Qualcuno tuona contro la festa importata dagli Stati Uniti, qualcuno tuona contro il sole che allunga la stagione turistica. Eppure sia la tradizione della zucca intagliata che le belle giornate di sole di fine ottobre rimontano al passato più genuino di borghi della riviera. Non era come nelle vicine Val di Vara e Lunigiana, dove si festeggiava “il ben di’ morti”, con rispettive differenze da paese a paese, quando gli adulti preparavano un pane speciale e i bambini andavano in processione per le strade a chieder castagne, arance, mele e, nei casi più fortunati, focaccette, in cambio di una preghiera ai defunti. “Per noi a Monterosso la commemorazione dei defunti è sempre stata una fine del raccolto – racconta Angela Betta, preziosa custode delle tradizioni locali -, il momento che marcava la fine del bel tempo, la fine della vendemmia, la fine della pesca,… il momento in cui ricordare e ringraziare quei nostri morti che ci hanno lasciato in eredità la terra. Non sprecavamo tante zucche: non sprecavamo il cibo in generale. Ma mettevamo una zucca in cima alle scale, dopo aver intagliato gli occhi. E alla finestra mettevamo un lume. Non ricordo di aver mai mangiato dolci allora: al massimo facevamo il castagnaccio, e non sempre c’erano i pinoli”.

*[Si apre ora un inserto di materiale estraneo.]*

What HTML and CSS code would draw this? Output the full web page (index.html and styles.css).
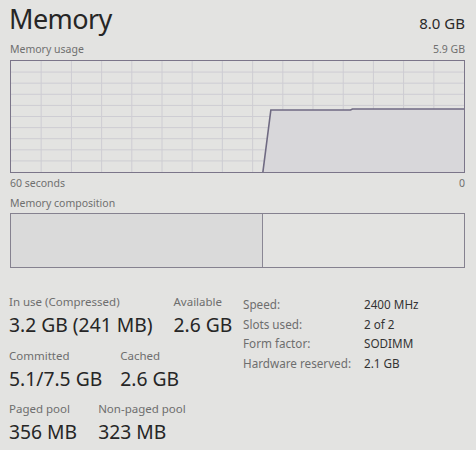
FILE: index.html
```html
<!DOCTYPE html>
<html>
<head>
<meta charset="utf-8">
<link rel="stylesheet" href="styles.css">
</head>
<body>
<div class="panel">
  <div class="header">
    <div class="title">Memory</div>
    <div class="total">8.0 GB</div>
  </div>
  <div class="caption-row top">
    <span>Memory usage</span>
    <span>5.9 GB</span>
  </div>
  <div class="chart">
    <svg class="chart-svg" viewBox="0 0 455 111" preserveAspectRatio="none">
      <g class="grid">
        <line x1="30.3" y1="0" x2="30.3" y2="111"/>
        <line x1="60.7" y1="0" x2="60.7" y2="111"/>
        <line x1="91" y1="0" x2="91" y2="111"/>
        <line x1="121.3" y1="0" x2="121.3" y2="111"/>
        <line x1="151.7" y1="0" x2="151.7" y2="111"/>
        <line x1="182" y1="0" x2="182" y2="111"/>
        <line x1="212.3" y1="0" x2="212.3" y2="111"/>
        <line x1="242.7" y1="0" x2="242.7" y2="111"/>
        <line x1="273" y1="0" x2="273" y2="111"/>
        <line x1="303.3" y1="0" x2="303.3" y2="111"/>
        <line x1="333.7" y1="0" x2="333.7" y2="111"/>
        <line x1="364" y1="0" x2="364" y2="111"/>
        <line x1="394.3" y1="0" x2="394.3" y2="111"/>
        <line x1="424.7" y1="0" x2="424.7" y2="111"/>
        <line x1="0" y1="11.1" x2="455" y2="11.1"/>
        <line x1="0" y1="22.2" x2="455" y2="22.2"/>
        <line x1="0" y1="33.3" x2="455" y2="33.3"/>
        <line x1="0" y1="44.4" x2="455" y2="44.4"/>
        <line x1="0" y1="55.5" x2="455" y2="55.5"/>
        <line x1="0" y1="66.6" x2="455" y2="66.6"/>
        <line x1="0" y1="77.7" x2="455" y2="77.7"/>
        <line x1="0" y1="88.8" x2="455" y2="88.8"/>
        <line x1="0" y1="99.9" x2="455" y2="99.9"/>
      </g>
      <polygon class="fill" points="253,111 261,49 341,49 343,48 455,48 455,111"/>
      <polyline class="line" points="253,111 261,49 341,49 343,48 455,48"/>
    </svg>
  </div>
  <div class="caption-row">
    <span>60 seconds</span>
    <span>0</span>
  </div>
  <div class="caption-row comp-label">
    <span>Memory composition</span>
  </div>
  <div class="composition">
    <div class="comp-inuse"></div>
    <div class="comp-free"></div>
  </div>

  <div class="stats">
    <div class="stats-left">
      <div class="stat-row">
        <div class="stat">
          <div class="stat-label">In use (Compressed)</div>
          <div class="stat-value">3.2 GB (241 MB)</div>
        </div>
        <div class="stat">
          <div class="stat-label">Available</div>
          <div class="stat-value">2.6 GB</div>
        </div>
      </div>
      <div class="stat-row tight">
        <div class="stat">
          <div class="stat-label">Committed</div>
          <div class="stat-value">5.1/7.5 GB</div>
        </div>
        <div class="stat">
          <div class="stat-label">Cached</div>
          <div class="stat-value">2.6 GB</div>
        </div>
      </div>
      <div class="stat-row">
        <div class="stat">
          <div class="stat-label">Paged pool</div>
          <div class="stat-value">356 MB</div>
        </div>
        <div class="stat">
          <div class="stat-label">Non-paged pool</div>
          <div class="stat-value">323 MB</div>
        </div>
      </div>
    </div>
    <div class="stats-right">
      <div class="kv"><span class="k">Speed:</span><span class="v">2400 MHz</span></div>
      <div class="kv"><span class="k">Slots used:</span><span class="v">2 of 2</span></div>
      <div class="kv"><span class="k">Form factor:</span><span class="v">SODIMM</span></div>
      <div class="kv"><span class="k">Hardware reserved:</span><span class="v">2.1 GB</span></div>
    </div>
  </div>
</div>
</body>
</html>
```

FILE: styles.css
```css
html, body {
  margin: 0;
  padding: 0;
}
body {
  width: 476px;
  height: 450px;
  overflow: hidden;
  background: #e3e3e1;
  font-family: "Noto Sans", "Open Sans", sans-serif;
  color: #2a2a2a;
}
.panel {
  padding: 0 11px 0 9px;
}
.header {
  display: flex;
  justify-content: space-between;
  align-items: baseline;
  height: 38px;
}
.title {
  font-size: 27px;
  font-weight: 400;
  line-height: 38px;
  letter-spacing: -0.6px;
  color: #262626;
}
.total {
  font-size: 15px;
  line-height: 38px;
  color: #2a2a2a;
}
.caption-row {
  display: flex;
  justify-content: space-between;
  font-size: 10.5px;
  line-height: 20px;
  color: #6f6f6f;
  padding-left: 1px;
}
.caption-row.top {
  line-height: 22px;
  height: 22px;
}
.chart {
  margin-left: 1px;
  height: 111px;
  border: 1px solid #7b7589;
  box-sizing: content-box;
  width: 453px;
}
.chart-svg {
  display: block;
  width: 453px;
  height: 111px;
}
.grid line {
  stroke: #cecdd3;
  stroke-width: 1;
}
.fill {
  fill: #d8d7da;
}
.line {
  fill: none;
  stroke: #6f6a82;
  stroke-width: 1.6;
}
.comp-label {
  height: 20px;
}
.composition {
  margin-left: 1px;
  width: 453px;
  height: 53px;
  border: 1px solid #85818f;
  display: flex;
}
.comp-inuse {
  width: 251px;
  background: #dadada;
  border-right: 1.5px solid #8a8794;
}
.comp-free {
  flex: 1;
}
.stats {
  display: flex;
  margin-top: 26px;
}
.stats-left {
  width: 234px;
  display: flex;
  flex-direction: column;
}
.stat-row {
  display: flex;
  gap: 21px;
  height: 53.5px;
}
.stat-row.tight {
  gap: 18px;
}
.stat-label {
  font-size: 11.5px;
  line-height: 16px;
  color: #6e6e6e;
}
.stat-value {
  font-size: 19.3px;
  line-height: 30px;
  color: #262626;
}
.stats-right {
  display: flex;
  flex-direction: column;
  padding-top: 1px;
}
.kv {
  display: flex;
  font-size: 11.7px;
  line-height: 19.7px;
}
.k {
  width: 121px;
  color: #6e6e6e;
}
.v {
  color: #333;
}
```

Monterosso presa d'assalto dai turisti durante il Ponte d'Ognissanti

La testimonianza: “Ricordo che mio padre per i morti voleva mangiare cavoli e panfritto. Castagne e cavoli erano tanti, e buoni. Io ancora adesso in questi giorni mangio le cose semplici: cachi, castagne e cavoli, i prodotti della nostra campagna. Quand’ero bambina facevamo la novena all’oratorio di Santa Croce, l’ottavario all’oratorio Mortis et Orationis e poi la messa per i morti a San Giovanni, alle quattro del mattino. Ci andavano tutti: ci portavamo le sedie da casa perché lo spazio era gremito. La mamma prima di scendere per la messa accendeva la stufa economica e metteva le castagne sul fuoco. Quando si tornava le castagne erano pronte per esser mangiate. Poi l’orario della messa è cambiato: si è spostato alle sei, poi alle sette,… domattina la prima messa è alle otto. E le sedie avanzano. Prima anche chi non veniva a seguire la funzione religiosa si alzava per quell’ora, perché aveva paura che i morti lo venissero a prendere nel letto. Ora tutto è improntato sul guadagno, ma il ricordo dei morti è sempre stato importante, è nel nostro vivere quotidiano. Almeno un giorno l’anno”. Anche se fosse Ferragosto.